The intensifying combat has left at least 83 U.S. soldiers dead in Afghanistan so far this year—roughly double the number during the same period in 2009. More than 2,400 Afghan civilians were killed in the conflict last year, according to the United Nations.

The recent U.S. military offensive represents a new phase in Washington’s evolving “counterinsurgency” strategy, which aims to weaken the Taliban and other anti-U.S. Islamist forces and establish a sufficient base of political support for a U.S.-backed regime in Afghanistan with a capable military force of its own.

Unlike the George W. Bush administration, the current White House has largely turned over management of the war to the U.S. military leadership. U.S. general Stanley McChrystal, top U.S./NATO commander in Afghanistan, has been leading a range of initiatives and policy shifts to better meet the specific, long-term challenges the imperialists face in advancing their goals.

Among the more recent changes, the Pentagon is instituting a new system of deployment—“campaign continuity”—in which specific units will be rotated in and out of the same regions in the country in order to gain political insight and establish relationships with local bourgeois forces.

McChrystal has also ordered the shutting down of amenities at major U.S. bases, including many stores, recreational facilities, and U.S. restaurants such as TGI Fridays. Ostensibly, the move is designed to free up needed space for the expanding army. The Miami Herald quoted one command sergeant major explaining, “This is a war zone, not an amusement park.” The Herald cited other officials saying that the orders are also about conveying a message that Washington does not intend to Americanize the country.

Following a brief pep rally with troops in Kabul, Obama met with President Hamid Karzai, who had just returned from a diplomatic trip to Iran. “We … want to continue to make progress on the civilian process,” Obama said during public remarks alongside Karzai—an implicit statement that Washington is not pleased with the Karzai government.

In many areas of the country Washington faces a challenge in presenting the Afghan government as a credible and preferable alternative to the Taliban.

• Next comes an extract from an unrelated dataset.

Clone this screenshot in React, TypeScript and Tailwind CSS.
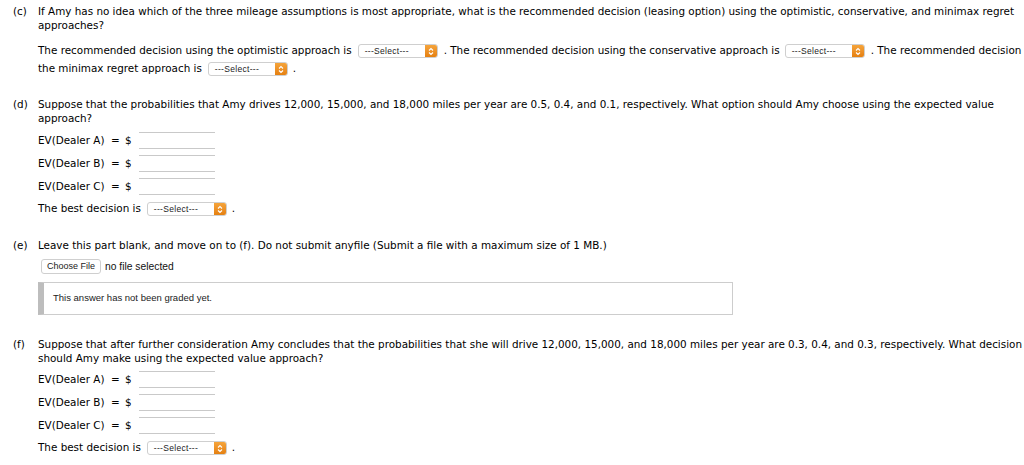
import React from 'react';

const mainFont = { fontFamily: '"DejaVu Sans", Verdana, sans-serif' };

function SelectBox({ className = '' }: { className?: string }) {
  return (
    <span
      className={`inline-flex items-center justify-between h-[14px] w-[80px] border border-[#cfcfcf] rounded-[3px] bg-white align-middle ${className}`}
    >
      <span className="pl-[6px] text-[8.5px] tracking-[0.3px] leading-none text-[#222] font-['Liberation_Sans',Arial,sans-serif]">
        ---Select---
      </span>
      <span className="flex items-center justify-center w-[12px] h-[12px] rounded-r-[2px] bg-gradient-to-b from-[#f5a43a] to-[#e5800e]">
        <svg width="6" height="9" viewBox="0 0 6 9" fill="none">
          <path d="M1 3.5 L3 1.5 L5 3.5" stroke="white" strokeWidth="1.1" />
          <path d="M1 5.5 L3 7.5 L5 5.5" stroke="white" strokeWidth="1.1" />
        </svg>
      </span>
    </span>
  );
}

function EvRow({ dealer }: { dealer: string }) {
  return (
    <div className="flex items-center h-[23px]">
      <span className="w-[69px] whitespace-nowrap">EV(Dealer {dealer})</span>
      <span className="ml-[4px] w-[14px]">=</span>
      <span className="w-[14px]">$</span>
      <span className="w-[76px] h-[17px] border-y border-[#c9c9c9] bg-white" />
    </div>
  );
}

function BestDecision() {
  return (
    <div className="flex items-center h-[22px] whitespace-nowrap">
      <span>The best decision is</span>
      <SelectBox className="ml-[6px]" />
      <span className="ml-[5px]">.</span>
    </div>
  );
}

function Part({ label, children, className = '' }: { label: string; children: React.ReactNode; className?: string }) {
  return (
    <div className={`flex pl-[13px] ${className}`}>
      <div className="w-[25px] shrink-0 leading-[14px]">{label}</div>
      <div className="flex flex-col">{children}</div>
    </div>
  );
}

export default function App() {
  return (
    <div className="w-[1024px] h-[465px] overflow-hidden bg-white text-black text-[10.4px]" style={mainFont}>
      {/* (c) */}
      <Part label="(c)" className="pt-[4px]">
        <div className="leading-[14px] whitespace-nowrap">
          <div>
            If Amy has no idea which of the three mileage assumptions is most appropriate, what is the recommended decision (leasing option) using the optimistic, conservative, and minimax regret
          </div>
          <div>approaches?</div>
        </div>
        <div className="mt-[10px] whitespace-nowrap">
          <div className="flex items-center h-[18px]">
            <span>The recommended decision using the optimistic approach is</span>
            <SelectBox className="ml-[6px]" />
            <span className="ml-[6px]">. The recommended decision using the conservative approach is</span>
            <SelectBox className="ml-[5px]" />
            <span className="ml-[6px]">. The recommended decision using</span>
          </div>
          <div className="flex items-center h-[18px]">
            <span>the minimax regret approach is</span>
            <SelectBox className="ml-[6px]" />
            <span className="ml-[5px]">.</span>
          </div>
        </div>
      </Part>

      {/* (d) */}
      <Part label="(d)" className="mt-[19px]">
        <div className="leading-[14px] whitespace-nowrap">
          <div>
            Suppose that the probabilities that Amy drives 12,000, 15,000, and 18,000 miles per year are 0.5, 0.4, and 0.1, respectively. What option should Amy choose using the expected value
          </div>
          <div>approach?</div>
        </div>
        <div className="mt-[4px]">
          <EvRow dealer="A" />
          <EvRow dealer="B" />
          <EvRow dealer="C" />
          <BestDecision />
        </div>
      </Part>

      {/* (e) */}
      <Part label="(e)" className="mt-[18px]">
        <div className="leading-[14px] whitespace-nowrap">
          Leave this part blank, and move on to (f). Do not submit anyfile (Submit a file with a maximum size of 1 MB.)
        </div>
        <div className="mt-[7px] flex items-center h-[15px] font-['Liberation_Sans',Arial,sans-serif]">
          <span className="ml-[3px] inline-flex items-center h-[15px] px-[5px] border border-[#cfcfcf] rounded-[3px] bg-white text-[9px] text-[#222]">
            Choose File
          </span>
          <span className="ml-[4px] text-[10.3px] text-[#111]">no file selected</span>
        </div>
        <div className="mt-[8px] w-[695px] h-[33px] flex items-center border border-[#cdcdcd] border-l-[6px] border-l-[#bdbdbd] bg-white">
          <span className="pl-[9px] text-[9.5px] text-[#222] font-['Liberation_Sans',Arial,sans-serif]">
            This answer has not been graded yet.
          </span>
        </div>
      </Part>

      {/* (f) */}
      <Part label="(f)" className="mt-[22px]">
        <div className="leading-[14px] whitespace-nowrap">
          <div>
            Suppose that after further consideration Amy concludes that the probabilities that she will drive 12,000, 15,000, and 18,000 miles per year are 0.3, 0.4, and 0.3, respectively. What decision
          </div>
          <div>should Amy make using the expected value approach?</div>
        </div>
        <div className="mt-[3px]">
          <EvRow dealer="A" />
          <EvRow dealer="B" />
          <EvRow dealer="C" />
          <BestDecision />
        </div>
      </Part>
    </div>
  );
}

While the Taliban is widely hated and feared for its brutality and repression, government politicians and police have earned their own reputation for rampant corruption and criminality.  
 
Washington’s ties with Islamabad
Obama’s visit also comes several days after a two-day “strategic dialogue” in Washington in which U.S. secretary of state Hillary Clinton and U.S. military officials met with a Pakistani delegation, which included the country’s top general and foreign minister.

Recently, Islamabad has increased its cooperation with the U.S. government in disrupting and weakening Washington’s main Taliban enemies. In return, Washington is expected to increase economic aid and accelerate its shipment of military aircraft, naval vessels, and other materiel. The stronger alliance puts Islamabad in a better position to play a leading role in negotiations with the Taliban, and thereby strengthen its influence in Afghanistan.

Pakistani officials also pressed for more far-reaching rewards to which Clinton gave no public response: greater access to U.S. markets, restraints on New Delhi’s growing influence in Afghanistan, and a civilian nuclear energy pact such as Washington has negotiated with the Indian government.

Alongside the intensification of the war in Afghanistan, Washington has stepped up operations in Pakistan, including strikes by aerial drones. So far this year, Washington has conducted 25 drone attacks, more than any other three-month period since the war began, and double the average rate in 2009.

Unlike the previous administration, which never officially acknowledged the strikes, the White House has sought to publicly justify the use of drones for assassination missions. Harold Koh, the State Department’s top lawyer, issued a statement March 25 declaring the “legality” of the strikes. “Great care is taken,” Koh said, to assess in each attack that civilians deaths and damage to property would not be “excessive in relation to the concrete and direct military advantage anticipated.”